In 2017, he said he had been told by royal officials that his nephews wanted to walk behind Diana's coffin in the funeral procession, after he had raised concerns about it.
Describing the moment as the 'most horrifying half hour of my life', he revealed he still has nightmares about the 'harrowing' experience.
However the Earl acknowledged that the walk would have been 'a million times worse' for William and Harry.
Speaking on Radio 4's Today Programme, he slammed the insistence that the boys follow the coffin as a 'very bizarre and cruel thing'.
He added: 'Eventually I was lied to and told they wanted to do it, which of course they didn't but I didn't realise that.'
In a private ceremony, Diana was buried on an island in the middle of a lake called the Oval, which is part of the Pleasure Garden at Althorp House in Northamptonshire.

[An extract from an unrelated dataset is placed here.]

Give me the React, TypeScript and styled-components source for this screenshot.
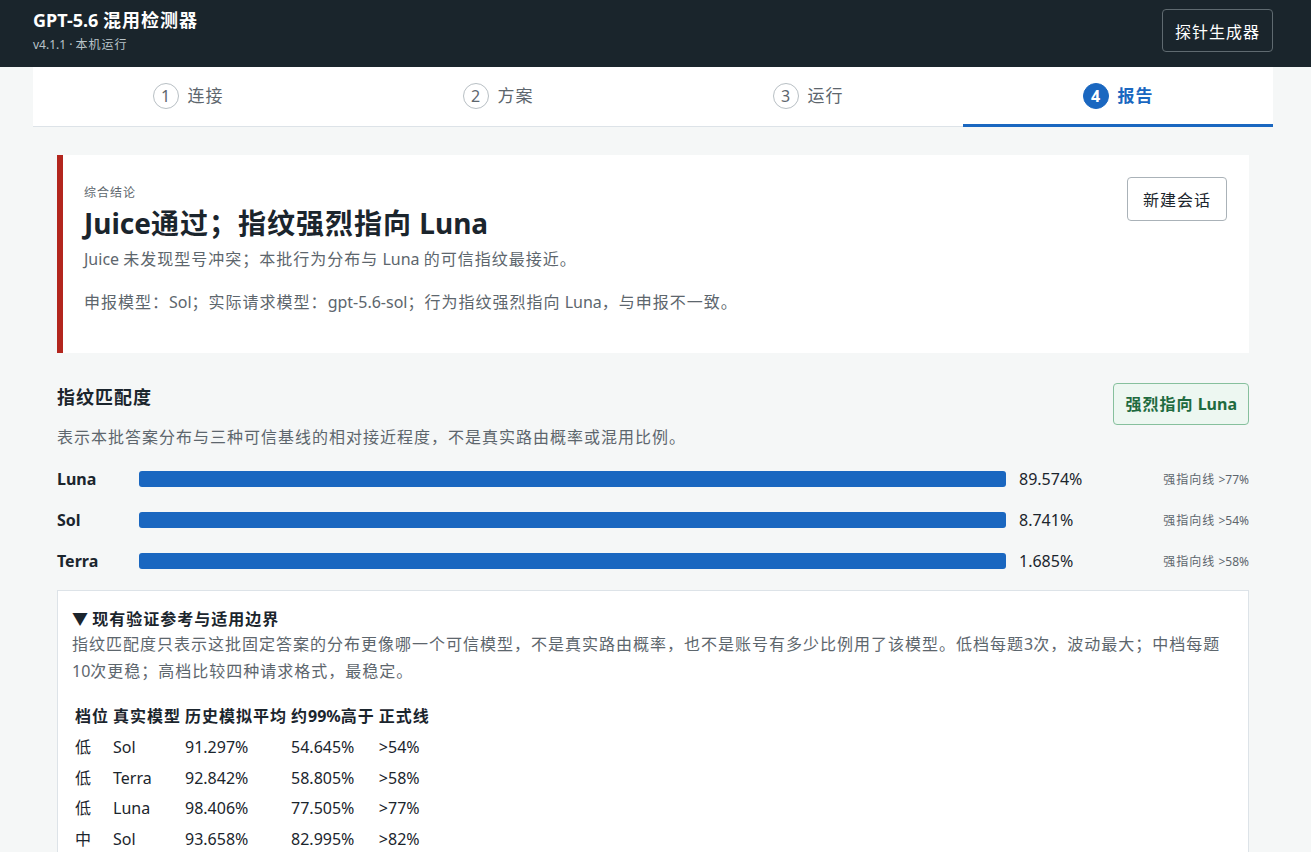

The People's Princess was dressed in a black Catherine Walker dress and black tights and was holding a rosary in her hands which had been a gift from Mother Theresa of Calcutta, a confidante of Diana, who had died the day before her funeral.
The original plan was for Diana to be buried in her family vault at a nearby church but this was changed by Earl Spencer as he wanted her grave to be inaccessible to the public and a place for her sons to mourn in peace.
In Spare, Harry detailed doing just that. He described rowing wife Meghan across the lake to visit his mother's grave for the first time with her.
Thankfully when the boat got stuck in the mud, his uncle Charles was on hand to give them 'a little push'.
Harry wrote in his bombshell memoir: 'I led Meg up the path, around a hedge, through the labyrinth. There it was, looming: the grayish white oval stone.
'No visit to this place was ever easy, but this one... Twenty-fifth anniversary. And Meg's first time. At long last I was bringing the girl of my dreams home to meet mum.
'We hesitated, hugging, and then I went first. I placed flowers on the grave. Meg gave me a moment, and I spoke to my mother in my head, told her I missed her, asked her for guidance and clarity.
'Feeling that Meg might also want a moment, I went around the hedge, scanned the pond. When I came back, Meg was kneeling, eyes shut, palms against the stone.
'I asked, as we walked back to the boat, what she'd prayed for. Clarity, she said.